Rev. Gordon serves his congregation at St. John Missionary Baptist Church in Boston. He marvels at Reverend Laura's commitment to attending a variety of churches-particularly Black churches. "Even Black seminarians embrace her... She's someone who looks out for new pastors, younger pastors, seminarians. There are quite a few seminarians here in the Boston area. So, her impact is definitely felt." He continued on a more personal note, "She's had an impact on my ministry as well as my life."
After the Black Ministerial Alliance's Seven Last Words service, Reverend Gordon greeted Laura and Abbi with warm smiles. Abbi says, after years of feeling unwelcome in the church community, she enjoys attending services with her wife. "When Laura did come out professionally, suddenly to go as her fiancée and wife was just a wild transformation for me," Abbi said.
Task Force on Reparations
If the pace of social change is often slow, Reverend Laura points to the work of the Task Force on Reparations as critically important. "The amount that has been stolen is incalculable," she said. "And to start to say as a city, as churches, as institutions, that there is grave hard that has happened... it has decades, generations-long effect is a first step in healing."
She says that she hopes Boston and the Commonwealth want to be healed. Talking about painful parts of the state's history will be part of that. "If we're so afraid to talk about things, it becomes a family secret. It's the thing we don't talk about. It's the thing we put in the corner, and it metastasizes. It grows and it oozes. It's the thing we never name and so you can't heal it," Reverend Laura said.
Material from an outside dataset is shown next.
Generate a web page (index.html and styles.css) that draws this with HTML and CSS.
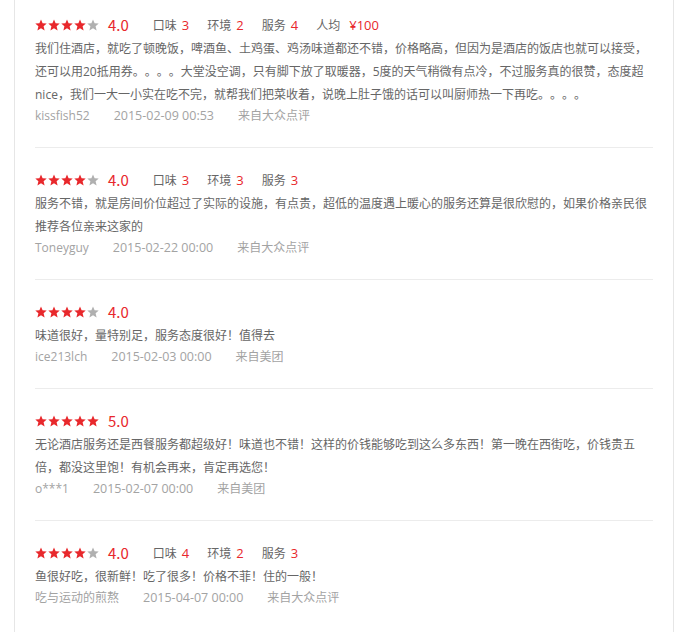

Just before Reverend Laura began briefing a group of Boston ministers on humanitarian efforts in the state's emergency shelters, Reverend Don Wells, the Theologian in Residence at Boston's Old South Church shared his thoughts about her leadership. "She knows the joys of ministry in our institutions, and she knows the tough places," Wells said. "Dwindling congregations. Financial issues. Tensions over a variety of issues including, now, the Middle East, reparations, and a whole host of things. She must have some tough moments inside of her at times. I would. But she is the one you want to talk to when you want to know the pulse of churches in Massachusetts."
Churches helping migrants
The state's churches could soon play an even more significant role in helping to provide resources to migrants experiencing a housing and humanitarian crisis. Churches are already collecting toiletries and accepting clothing donations. "Our new neighbors are not a problem," she reminded the group of nodding ministers. "They are made in the image and likeness of God, and they are fleeing from terrible circumstances that we would all do to protect our families."
Reverend Dr. Gregory Groover says life is getting better for people in Boston (even those who are new to the city) because of her passion and persistence. "Reverend Laura has really been the change agent in galvanizing and mobilizing churches to remember the spirit of Jesus; that we must welcome the stranger and welcome them as a sister and brother," Groover said.
Reverend Laura Everett describes her work as "deeply meaningful" in a city that is both very religious and quite skeptical of religious people. "So, when people invite me, a woman, a queer woman, a religious woman, to sit with them and to listen with them, I take that as incredible privilege. That's the most meaningful work for me."